Non seulement nous entendons cette préoccupation, mais nous y répondons d'ores et déjà, comme cela a été rappelé par Mme la garde des sceaux.

Une circulaire du Premier ministre, diffusée dès le 26 juillet 2017, prévoit que toute nouvelle norme réglementaire doit être compensée par la suppression ou la simplification de deux normes existantes.

Le projet de loi de réforme constitutionnelle pour une démocratie plus représentative, plus responsable et plus efficace prévoit de renforcer les missions des assemblées en leur permettant d'évaluer la loi mais également de la modifier ou de la supprimer si elle est devenue inefficace ou inadaptée.

La proposition de loi de simplification, de clarification et d'actualisation du droit des sociétés participe également à l'objectif de simplification de l'environnement juridique des sociétés.

La loi pour un État au service d'une société de confiance du 27 novembre 2017 est inspirée par un objectif de simplification administrative, avec notamment l'instauration d'un droit à l'erreur.

Enfin, vous le savez, s'agissant des surtranspositions inutiles ou pénalisantes, un chantier législatif est également en cours.

Avec la présente proposition de loi constitutionnelle, vous soulevez un point important : nous-mêmes, en tant que législateurs, devons prendre notre part à cette entreprise d'élagage et de simplification, grâce à une meilleure évaluation préalable des textes que nous proposons et à une meilleure rédaction de nos amendements, afin que non seulement l'esprit mais aussi la lettre de ce que nous votons soient compréhensibles.

Surtout, nous devons améliorer la cohérence des lois que nous adoptons pour éviter les contradictions et les redites avec le corpus existant. En cela, l'entreprise de codification devra être poursuivie.

Vous le voyez, le noeud gordien du sujet que vous soulevez avec votre proposition de loi constitutionnelle est moins le nombre de normes existantes ou adoptées que celui de leur intelligibilité. Or tout cela ne sera pas réglé par une disposition constitutionnelle supplémentaire : la méthode que vous proposez n'est en effet pas la bonne.

Surtout, elle ne répond pas à la véritable attente des acteurs économiques et sociaux, dont vous avez justement illustré les inquiétudes. L'essentiel est de leur garantir une sécurité juridique à long terme, qui leur offre une visibilité essentielle à leur activité et leur permette de se projeter dans l'avenir.

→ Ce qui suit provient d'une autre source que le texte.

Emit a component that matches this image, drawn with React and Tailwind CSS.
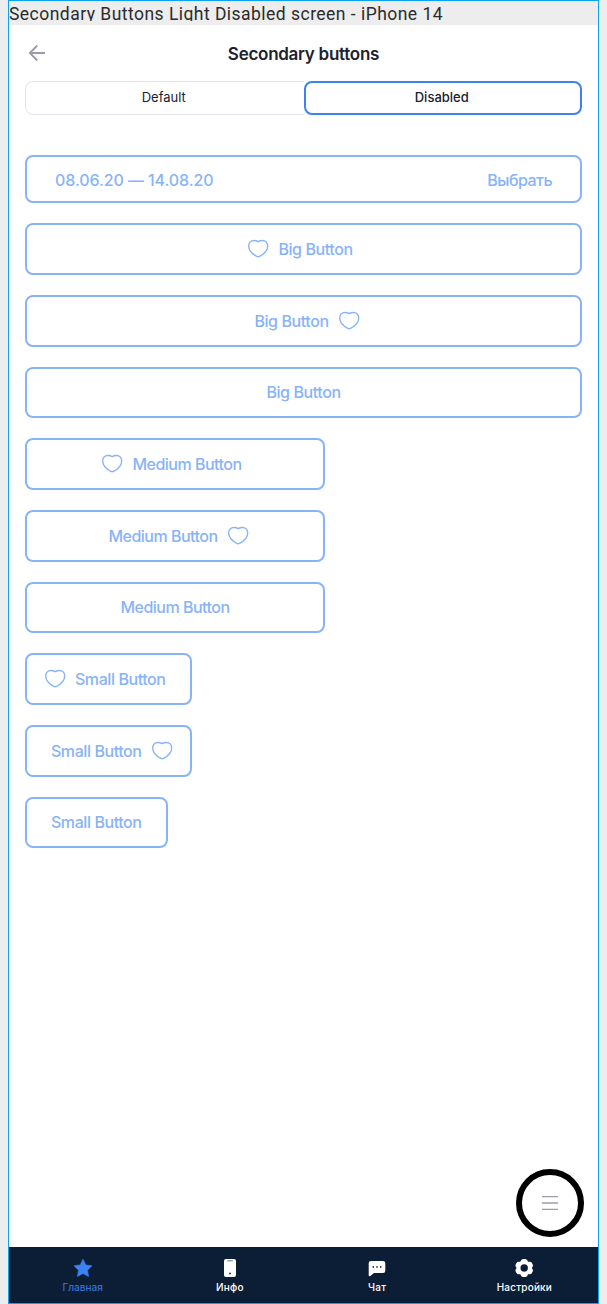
import React from "react";

function Heart() {
  return (
    <svg className="size-6 shrink-0" viewBox="0 0 24 24" fill="none" stroke="currentColor" strokeWidth="1.4" strokeLinejoin="round">
      <path d="M12.2 4.7C10.9 3.9 9.5 3.5 8 3.5C4.9 3.5 2.7 5.7 2.7 8.9C2.7 13.5 7.2 17.4 10.9 19.4Q12.2 20.1 13.5 19.4C17.2 17.4 21.7 13.5 21.7 8.9C21.7 5.7 19.5 3.5 16.4 3.5C14.9 3.5 13.5 3.9 12.2 4.7Z" />
    </svg>
  );
}

const sizes = {
  Big: "w-full",
  Medium: "w-[300px]",
  Small: "w-[166.5px]",
  SmallPlain: "w-[142.5px]",
};

const tracking = {
  Big: "tracking-[-0.42px]",
  Medium: "tracking-[-0.51px]",
  Small: "tracking-[-0.42px]",
};

function OutlineButton({ size, icon }) {
  const pad = icon === "left" ? "pl-4 pr-6" : icon === "right" ? "pl-6 pr-4" : "px-6 pb-0.5";
  const width = size === "Small" && !icon ? sizes.SmallPlain : sizes[size];
  return (
    <button
      disabled
      className={`flex shrink-0 items-center justify-center gap-2 rounded-lg border-2 border-[#88b3f8] text-base font-medium whitespace-nowrap text-[#88b3f8] ${icon ? "h-[52px]" : "h-[51px]"} ${pad} ${width} ${tracking[size]}`}
    >
      {icon === "left" && <Heart />}
      <span>{size} Button</span>
      {icon === "right" && <Heart />}
    </button>
  );
}

function NavItem({ label, active, children }) {
  return (
    <div className={`flex flex-1 flex-col items-center pt-[11px] ${active ? "text-[#3c82f1]" : "text-white"}`}>
      <svg className="size-5" viewBox="0 0 20 20" fill="currentColor">
        {children}
      </svg>
      <span className={`mt-[3px] text-[10px] leading-3 font-medium ${active ? "tracking-[0.02px] text-[#3572d4]" : "tracking-[0.2px]"}`}>{label}</span>
    </div>
  );
}

export default function App() {
  return (
    <div className="h-[1304px] w-[607px] bg-[#ededed] pl-2 font-['Inter','Roboto',sans-serif] text-[#20212f]">
      <div className="relative flex h-[1304px] w-[591px] flex-col border border-[#08a5ee] bg-white">
        <div className="h-6 shrink-0 bg-[#ededed]">
          <div className="h-[20px] overflow-hidden font-['Roboto',sans-serif] text-[17.5px] leading-[26px] tracking-[0.47px] whitespace-nowrap text-[#2b2b2b]">
            Secondary Buttons Light Disabled screen - iPhone 14
          </div>
        </div>

        <header className="grid h-14 shrink-0 grid-cols-[1fr_auto_1fr] items-center px-4">
          <svg className="ml-[3px] size-[18px]" viewBox="0 0 18 18" fill="none" stroke="#9a9cac" strokeWidth="1.8">
            <path d="M17 9H2M9.3 1.5L1.8 9L9.3 16.5" />
          </svg>
          <h1 className="pt-[3px] text-[17px] font-semibold tracking-[-0.27px]">Secondary buttons</h1>
        </header>

        <div className="mx-4 grid h-[34px] shrink-0 grid-cols-2 text-[13px]">
          <div className="flex items-center justify-center rounded-l-lg border border-r-0 border-[#e4e5ee] pr-0.5 pb-px">Default</div>
          <div className="flex items-center justify-center rounded-lg border-2 border-[#3c82f1] pr-0.5 pb-px font-medium">Disabled</div>
        </div>

        <main className="mt-10 flex grow flex-col items-start gap-5 px-4">
          <button
            disabled
            className="flex h-12 w-full items-center justify-between rounded-lg border-2 border-[#88b3f8] px-7 pt-0.5 text-base font-medium text-[#88b3f8]"
          >
            <span className="tracking-[-0.08px]">08.06.20 — 14.08.20</span>
            <span className="tracking-[-0.52px]">Выбрать</span>
          </button>
          <OutlineButton size="Big" icon="left" />
          <OutlineButton size="Big" icon="right" />
          <OutlineButton size="Big" />
          <OutlineButton size="Medium" icon="left" />
          <OutlineButton size="Medium" icon="right" />
          <OutlineButton size="Medium" />
          <OutlineButton size="Small" icon="left" />
          <OutlineButton size="Small" icon="right" />
          <OutlineButton size="Small" />
        </main>

        <button className="absolute right-[14px] bottom-[66px] flex size-[68px] items-center justify-center rounded-full border-6 border-black bg-white">
          <svg className="size-4" viewBox="0 0 16 16" fill="none" stroke="#9a9cac" strokeWidth="1.3">
            <path d="M0 1.7H16M0 8H16M0 14.3H16" />
          </svg>
        </button>

        <nav className="flex h-14 shrink-0 bg-[#0c1d36]">
          <NavItem label="Главная" active>
            <path d="M10 1.2L12.8 6.9L19 7.8L14.5 12.2L15.6 18.5L10 15.5L4.4 18.5L5.5 12.2L1 7.8L7.2 6.9Z" stroke="currentColor" strokeWidth="0.6" strokeLinejoin="round" />
          </NavItem>
          <NavItem label="Инфо">
            <rect x="4" y="1" width="12" height="18" rx="2" />
            <path d="M7.2 2.8H12.8" stroke="#8d96a5" strokeWidth="1.3" />
            <rect x="9.2" y="14.7" width="1.6" height="1.6" fill="#0c1d36" />
          </NavItem>
          <NavItem label="Чат">
            <path d="M4 3H16Q18.3 3 18.3 5.3V12.7Q18.3 15 16 15H7L3 18.2Q1.7 18.8 1.7 17.2V5.3Q1.7 3 4 3Z" />
            <path d="M5.6 9H7M9.3 9H10.7M13 9H14.4" stroke="#0c1d36" strokeWidth="1.3" />
          </NavItem>
          <NavItem label="Настройки">
            <path
              fillRule="evenodd"
              d="M7 2.5Q7.7 1 9.2 1H11.2Q12.7 1 13.4 2.5L14.2 3.7L15.7 3.8Q17.2 3.7 17.9 5L18.7 6.5Q19.4 7.8 18.4 9L17.8 10L18.4 11Q19.4 12.2 18.7 13.5L17.9 15Q17.2 16.3 15.7 16.2L14.2 16.3L13.4 17.5Q12.7 19 11.2 19H9.2Q7.7 19 7 17.5L6.2 16.3L4.7 16.2Q3.2 16.3 2.5 15L1.7 13.5Q1 12.2 2 11L2.6 10L2 9Q1 7.8 1.7 6.5L2.5 5Q3.2 3.7 4.7 3.8L6.2 3.7ZM10.2 6.3A3.7 3.7 0 1 0 10.2 13.7A3.7 3.7 0 1 0 10.2 6.3Z"
            />
          </NavItem>
        </nav>
      </div>
    </div>
  );
}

Par ailleurs, la question de l'inflation normative dépasse de loin la simple responsabilité de la loi, qui n'est pas la seule source de droit. Les normes réglementaires, les normes de droit souple ainsi que la jurisprudence ont, dans un mouvement itératif, des effets juridiques qui mettent au défi nos concitoyens dans leur vie quotidienne comme les plus fins juristes. Or votre proposition de loi ne tient pas compte de cet ensemble normatif.

Elle risquerait en outre de voir une loi supprimée sans que les conséquences de cette suppression aient été préalablement évaluées. Elle aurait par conséquent à notre sens des effets contreproductifs en créant une insécurité juridique que nous souhaitons tous éviter.

Si la majorité partage votre objectif, nous divergeons sur les moyens d'y parvenir ; c'est la raison pour laquelle nous ne pourrons pas voter pour ce texte.